In an empathic state, you feel, to a certain degree, the feelings of others and your own strong, unfettered, confident, energetic emotions and intentions. This distinction props the empathic one not to confuse his or her feelings with that of the interactant, not to try to make changes in the other person for the sake of his or her comfort but to remain open to the interactant’s needs, to hold on to his or her emotional wellbeing and do what is truly helpful for the interactant.
Venting statements like “you poor thing,” “I wonder if that could happen to me,” “here’s what you should do,” strongly hampers an empathic state. Such statements are disconfirming of the other party because they deny the other the right to feel his or her own unique feelings.
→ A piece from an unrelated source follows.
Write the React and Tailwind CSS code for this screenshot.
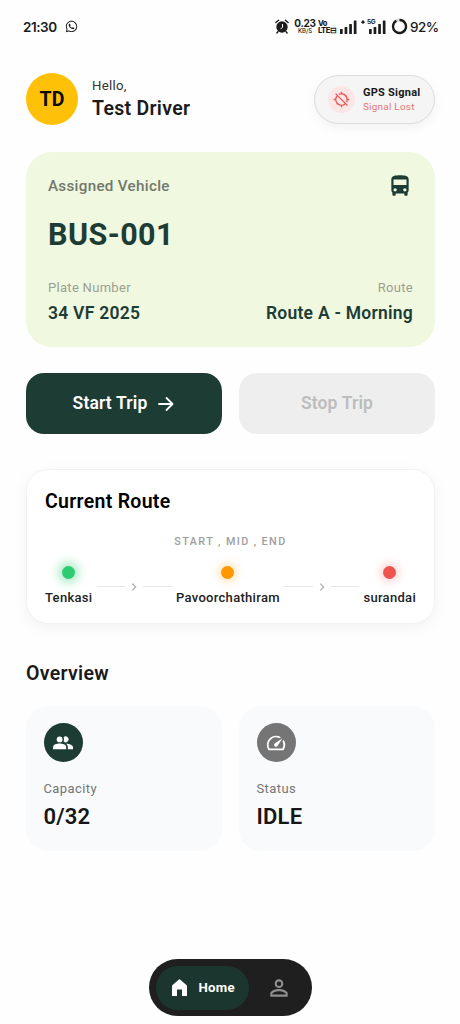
import React from "react";
import { MdDirectionsBus, MdGpsOff, MdSpeed, MdPersonOutline } from "react-icons/md";
import { FaWhatsapp } from "react-icons/fa";

function AlarmIcon() {
  return (
    <svg className="block h-[15px] w-[14px] shrink-0" viewBox="0 0 14 15">
      <circle cx="7" cy="8" r="5.7" fill="#1c1c1c" />
      <path d="M0.9 3.6 L3.6 1.2 M13.1 3.6 L10.4 1.2 M3 12.6 L1.9 14 M11 12.6 L12.1 14" stroke="#1c1c1c" strokeWidth="1.4" strokeLinecap="round" />
      <path d="M7.5 5 V8.4 L5.6 9.8" stroke="#fff" strokeWidth="1" fill="none" />
    </svg>
  );
}

function SignalBars() {
  return (
    <svg className="block h-[14px] w-[17px] shrink-0" viewBox="0 0 17 14" fill="#1c1c1c">
      <rect x="0" y="9" width="2.7" height="5" rx="0.5" />
      <rect x="4.6" y="7" width="2.7" height="7" rx="0.5" />
      <rect x="9.2" y="4" width="2.7" height="10" rx="0.5" />
      <rect x="13.8" y="0.5" width="2.7" height="13.5" rx="0.5" />
    </svg>
  );
}

function PeopleIcon() {
  return (
    <svg className="block size-[22px]" viewBox="0 0 22 22" fill="currentColor">
      <circle cx="7.6" cy="7.4" r="2.9" />
      <path d="M11.6 9.5 A4.4 4.4 0 0 0 11.6 5.3 A2.9 2.9 0 1 1 11.6 9.5Z" />
      <path d="M1 15.4 C1 12.6 4.8 11.6 7.6 11.6 S14.2 12.6 14.2 15.4 V17.2 H1Z" />
      <path d="M14 11.7 C17.6 11.7 21 12.9 21 15.4 V17.2 H15.9 V15.4 C15.9 13.8 15.2 12.6 14 11.7Z" />
    </svg>
  );
}

function StatusBar() {
  return (
    <div className="flex h-[53px] items-center pl-[23px] font-['Inter',sans-serif] text-[#1c1c1c]">
      <span className="w-[42px] text-[13.5px] font-semibold leading-4 tracking-[-0.45px]">21:30</span>
      <FaWhatsapp className="size-[13px]" />
      <div className="ml-[197px] flex items-center">
        <AlarmIcon />
        <div className="ml-[5px] w-[22px] text-center">
          <div className="whitespace-nowrap text-[10px] font-bold leading-[9px] tracking-[-0.3px]">0.23</div>
          <div className="whitespace-nowrap text-[6px] font-medium leading-[6px]">KB/S</div>
        </div>
        <div className="ml-[2px] w-[19px] whitespace-nowrap text-[7.5px] font-extrabold leading-[7px] tracking-[-0.5px]">
          <div>Vo</div>
          <div>LTE⊟</div>
        </div>
        <div className="ml-[3px]"><SignalBars /></div>
        <div className="relative ml-[12px]">
          <SignalBars />
          <span className="absolute -left-[2px] -top-px bg-[#fefefe] text-[6.5px] font-bold leading-[7px] tracking-[-0.3px]">5G</span>
          <svg className="absolute -left-[8px] top-0 size-[4px]" viewBox="0 0 4 4"><path d="M2 0 L4 2.2 L2 4 L0 2.2Z" fill="#1c1c1c" /></svg>
        </div>
        <svg className="ml-[5px] block size-[17px]" viewBox="0 0 17 17">
          <circle cx="8.5" cy="8.5" r="6.5" fill="none" stroke="#d4d4d4" strokeWidth="2.3" />
          <path d="M8.5 2 A6.5 6.5 0 1 1 5.4 2.8" fill="none" stroke="#1c1c1c" strokeWidth="2.3" />
        </svg>
        <span className="ml-[2px] text-[13.5px] font-medium leading-4 tracking-[-0.5px]">92%</span>
      </div>
    </div>
  );
}

function Header() {
  return (
    <div className="mt-5 flex h-[52px] items-center">
      <div className="flex size-[52px] items-center justify-center rounded-full bg-[#ffc107] pt-px text-[19.5px] font-bold text-[#0b0b0b]">TD</div>
      <div className="ml-[14px]">
        <div className="text-[13.2px] leading-[18px] tracking-[0.3px] text-[#333]">Hello,</div>
        <div className="mt-[2px] text-[19.5px] font-semibold leading-[24px] tracking-[0.3px] text-[#1a1a1a]">Test Driver</div>
      </div>
      <div className="ml-auto flex h-[49px] w-[121px] items-center rounded-full border border-[#dcdcdc] bg-[#f5f5f5] pl-[13px] shadow-[0_4px_11px_rgba(0,0,0,0.05)]">
        <div className="flex size-[27px] items-center justify-center rounded-full bg-[#fde6e6]">
          <MdGpsOff className="size-[17px] text-[#e85d5a]" />
        </div>
        <div className="ml-[8px]">
          <div className="whitespace-nowrap text-[11px] font-bold leading-[15px] tracking-[0.25px] text-[#1a1a1a]">GPS Signal</div>
          <div className="whitespace-nowrap text-[9.8px] leading-[14px] tracking-[0.3px] text-[#e57373]">Signal Lost</div>
        </div>
      </div>
    </div>
  );
}

function VehicleCard() {
  return (
    <div className="mt-[27px] h-[195px] rounded-[26px] bg-[#f0f8e0] px-[22px] pt-[21px]">
      <div className="flex items-start justify-between">
        <span className="mt-[3px] text-[15.2px] font-medium leading-5 tracking-[0.3px] text-[#72786d]">Assigned Vehicle</span>
        <MdDirectionsBus className="size-[26px] text-[#1d3c34]" />
      </div>
      <div className="mt-[17px] text-[30.5px] font-bold leading-[38px] tracking-[0.45px] text-[#1d3c34]">BUS-001</div>
      <div className="mt-[25px] flex justify-between">
        <div>
          <div className="text-[13px] leading-[18px] tracking-[0.3px] text-[#9ba092]">Plate Number</div>
          <div className="mt-[5px] text-[17.5px] font-semibold leading-[22px] tracking-[0.25px] text-[#1d3c34]">34 VF 2025</div>
        </div>
        <div className="text-right">
          <div className="text-[13px] leading-[18px] tracking-[0.3px] text-[#9ba092]">Route</div>
          <div className="mt-[5px] text-[17.5px] font-semibold leading-[22px] tracking-[0.25px] text-[#1d3c34]">Route A - Morning</div>
        </div>
      </div>
    </div>
  );
}

function TripButtons() {
  return (
    <div className="mt-[26px] grid grid-cols-2 gap-[17px]">
      <button className="flex h-[61px] items-center justify-center rounded-[18px] bg-[#1d3c34] text-[17.5px] font-semibold tracking-[0.15px] text-white">
        Start Trip
        <svg className="ml-[10px] block h-[16px] w-[18px]" viewBox="0 0 18 16" fill="none" stroke="white" strokeWidth="1.8" strokeLinecap="round" strokeLinejoin="round">
          <path d="M2 8 H15.5 M9.5 2 L15.5 8 L9.5 14" />
        </svg>
      </button>
      <button className="h-[61px] rounded-[18px] bg-[#eeeeee] text-[17.5px] font-semibold tracking-[0.15px] text-[#bdbdbd]">Stop Trip</button>
    </div>
  );
}

function Connector() {
  return (
    <div className="flex h-[26px] flex-1 items-center px-[4.5px]">
      <div className="h-[1.5px] flex-1 bg-[#e8e8e8]" />
      <svg className="mx-[5px] block h-[8px] w-[8px]" viewBox="0 0 8 8" fill="none" stroke="#aaaaaa" strokeWidth="1.2">
        <path d="M2.3 0.7 L5.6 4 L2.3 7.3" />
      </svg>
      <div className="h-[1.5px] flex-1 bg-[#e8e8e8]" />
    </div>
  );
}

function Stop({ name, dot }) {
  return (
    <div className="flex flex-col items-center">
      <div className={`size-[13px] rounded-full ${dot}`} />
      <div className="mt-[10px] text-[13px] font-medium leading-[18px] tracking-[0.3px] text-[#222]">{name}</div>
    </div>
  );
}

function RouteCard() {
  return (
    <div className="mt-[35px] h-[155px] rounded-[22px] border border-[#f2f2f2] bg-white px-[18px] pt-[20px] shadow-[0_4px_16px_rgba(0,0,0,0.05)]">
      <div className="text-[19.5px] font-semibold leading-6 tracking-[0.3px] text-black">Current Route</div>
      <div className="mt-[20px] text-center text-[10.8px] font-medium leading-4 tracking-[1.4px] text-[#9e9e9e]">START , MID , END</div>
      <div className="mt-[16px] flex items-center">
        <Stop name="Tenkasi" dot="bg-[#2ecc71] shadow-[0_0_10px_4px_rgba(46,204,113,0.4)]" />
        <Connector />
        <Stop name="Pavoorchathiram" dot="bg-[#ff9800] shadow-[0_0_9px_3px_rgba(255,152,0,0.27)]" />
        <Connector />
        <Stop name="surandai" dot="bg-[#ef5350] shadow-[0_0_9px_3px_rgba(239,83,80,0.25)]" />
      </div>
    </div>
  );
}

function OverviewCard({ icon, iconBg, label, value }) {
  return (
    <div className="h-[145px] rounded-[22px] bg-[#f8fafc] px-[17.5px] pt-[17px]">
      <div className={`flex size-[39px] items-center justify-center rounded-full text-white ${iconBg}`}>{icon}</div>
      <div className="mt-[18px] text-[13px] leading-[18px] tracking-[0.4px] text-[#757575]">{label}</div>
      <div className="mt-[5px] text-[22px] font-semibold leading-[28px] tracking-[0.2px] text-[#161616]">{value}</div>
    </div>
  );
}

function BottomNav() {
  return (
    <div className="mx-auto mt-[108px] flex h-[57px] w-[163px] items-center rounded-full bg-[#1f1f1f] px-[7px]">
      <div className="flex h-[44px] w-[93px] items-center rounded-full bg-[#1b362f] pl-[16px]">
        <svg className="block h-[17px] w-[15px]" viewBox="0 0 15 17" fill="white">
          <path d="M0.6 5.9 Q0 6.4 0 7.1 V17 H5 V10.6 H10 V17 H15 V7.1 Q15 6.4 14.4 5.9 L8 0.4 Q7.5 0 7 0.4 Z" />
        </svg>
        <span className="ml-[12px] text-[13.2px] font-bold tracking-[0.3px] text-white">Home</span>
      </div>
      <MdPersonOutline className="ml-[17px] size-[26px] text-[#8f8f8f]" />
    </div>
  );
}

export default function App() {
  return (
    <div className="h-[1024px] w-[460px] overflow-hidden bg-[#fefefe] font-['Roboto',sans-serif]">
      <StatusBar />
      <main className="pl-[26px] pr-[25px]">
        <Header />
        <VehicleCard />
        <TripButtons />
        <RouteCard />
        <h2 className="mt-[38px] text-[19.5px] font-semibold leading-6 tracking-[0.3px] text-[#1a1a1a]">Overview</h2>
        <div className="mt-[20px] grid grid-cols-2 gap-[17px]">
          <OverviewCard icon={<PeopleIcon />} iconBg="bg-[#1d3c34]" label="Capacity" value="0/32" />
          <OverviewCard icon={<MdSpeed className="size-[22px]" />} iconBg="bg-[#757575]" label="Status" value="IDLE" />
        </div>
      </main>
      <BottomNav />
    </div>
  );
}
The relationship also suffers as a genuine connection is obstructed.
How to improve empathic abilities is a bargain that you secure to yourself when you listen with your whole body to find out what the other person really needs, when you maintain outward and inward silence while waiting for a physical response and when you do not embark on any rescue mission by offering unsolicited advice, trying to convince the other that the situation is not all that bad, persuading the person not to feel his or her feelings, changing the subject or proposing a distraction.
Hence, to be empathic is to feel a shiver down your spine when someone blanches in fear and still maintain an awareness of your own steady pulse and firm, grounded stance, to laugh along with a boisterous child without feeling an iota of disrespect for the memory of a loved one for whom you are grieving for, and to understand the full import of a loved one’s anger towards you while still upholding the strength of your own convictions highlighted by your sense of positive energy, mental clarity and regard for others.
Sympathy, on the other hand, dissolves or blurs the boundary between ourselves and others, making it difficult for us to distinguish between our own feelings and those of others. The sympathy of this kind saps our energy, disorients our minds and offers no help.